- _DO THIS_:
Write each line of the material exactly as given, from the top through the line that contains "const [theme, setTheme] = useState('light')", and omit all pictures.

- _COLLECTED MATERIAL_:
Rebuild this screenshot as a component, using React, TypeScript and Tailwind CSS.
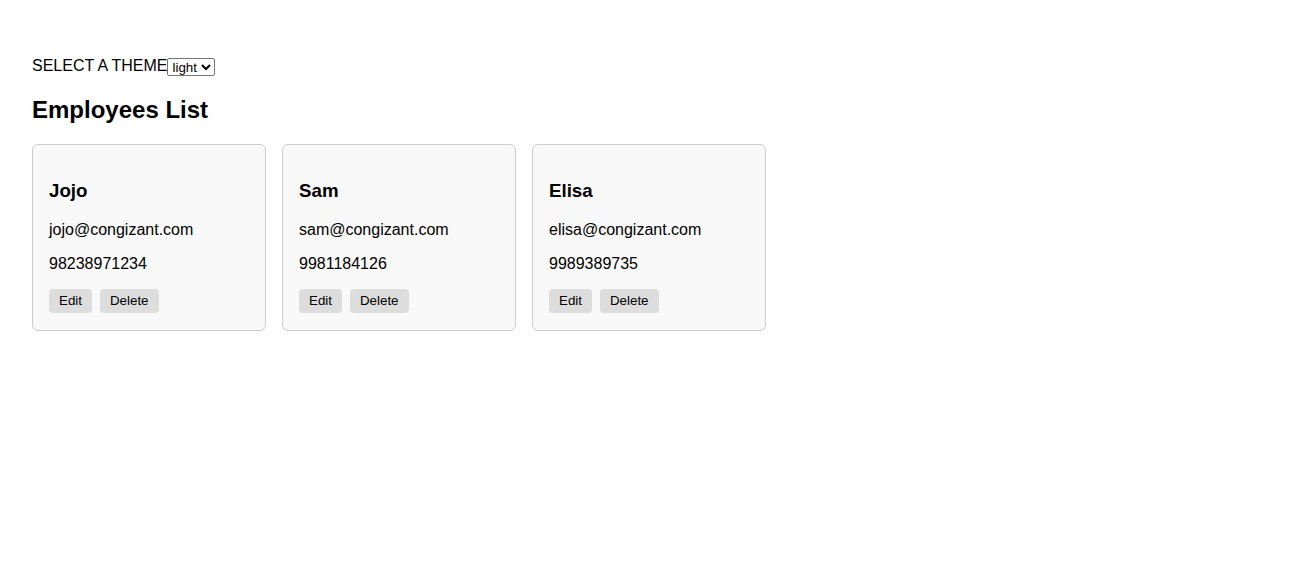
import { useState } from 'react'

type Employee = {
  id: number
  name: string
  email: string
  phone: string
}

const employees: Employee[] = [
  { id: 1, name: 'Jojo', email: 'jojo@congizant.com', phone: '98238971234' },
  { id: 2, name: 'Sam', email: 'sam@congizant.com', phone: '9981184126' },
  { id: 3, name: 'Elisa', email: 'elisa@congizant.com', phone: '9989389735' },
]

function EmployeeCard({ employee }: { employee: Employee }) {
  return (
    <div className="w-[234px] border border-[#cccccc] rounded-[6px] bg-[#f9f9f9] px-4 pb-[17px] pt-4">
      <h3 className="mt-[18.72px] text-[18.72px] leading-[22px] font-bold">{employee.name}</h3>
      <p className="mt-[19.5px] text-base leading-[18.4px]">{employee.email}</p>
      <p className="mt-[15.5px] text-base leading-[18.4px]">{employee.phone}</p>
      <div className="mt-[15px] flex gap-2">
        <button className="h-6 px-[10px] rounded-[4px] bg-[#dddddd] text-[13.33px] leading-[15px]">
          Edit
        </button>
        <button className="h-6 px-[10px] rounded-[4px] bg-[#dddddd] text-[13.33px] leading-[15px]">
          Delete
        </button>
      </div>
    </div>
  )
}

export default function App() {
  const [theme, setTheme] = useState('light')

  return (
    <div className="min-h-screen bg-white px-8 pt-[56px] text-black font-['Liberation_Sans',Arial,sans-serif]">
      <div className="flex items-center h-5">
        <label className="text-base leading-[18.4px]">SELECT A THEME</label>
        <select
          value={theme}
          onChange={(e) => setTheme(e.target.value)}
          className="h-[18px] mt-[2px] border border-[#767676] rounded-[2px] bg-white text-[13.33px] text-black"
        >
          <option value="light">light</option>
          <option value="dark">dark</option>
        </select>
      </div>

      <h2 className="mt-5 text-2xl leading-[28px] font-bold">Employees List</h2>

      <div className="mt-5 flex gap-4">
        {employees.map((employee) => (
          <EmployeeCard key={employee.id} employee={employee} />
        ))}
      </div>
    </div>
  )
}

- _CORRECT OUTPUT_:
Rebuild this screenshot as a component, using React, TypeScript and Tailwind CSS.
import { useState } from 'react'

type Employee = {
  id: number
  name: string
  email: string
  phone: string
}

const employees: Employee[] = [
  { id: 1, name: 'Jojo', email: 'jojo@congizant.com', phone: '98238971234' },
  { id: 2, name: 'Sam', email: 'sam@congizant.com', phone: '9981184126' },
  { id: 3, name: 'Elisa', email: 'elisa@congizant.com', phone: '9989389735' },
]

function EmployeeCard({ employee }: { employee: Employee }) {
  return (
    <div className="w-[234px] border border-[#cccccc] rounded-[6px] bg-[#f9f9f9] px-4 pb-[17px] pt-4">
      <h3 className="mt-[18.72px] text-[18.72px] leading-[22px] font-bold">{employee.name}</h3>
      <p className="mt-[19.5px] text-base leading-[18.4px]">{employee.email}</p>
      <p className="mt-[15.5px] text-base leading-[18.4px]">{employee.phone}</p>
      <div className="mt-[15px] flex gap-2">
        <button className="h-6 px-[10px] rounded-[4px] bg-[#dddddd] text-[13.33px] leading-[15px]">
          Edit
        </button>
        <button className="h-6 px-[10px] rounded-[4px] bg-[#dddddd] text-[13.33px] leading-[15px]">
          Delete
        </button>
      </div>
    </div>
  )
}

export default function App() {
  const [theme, setTheme] = useState('light')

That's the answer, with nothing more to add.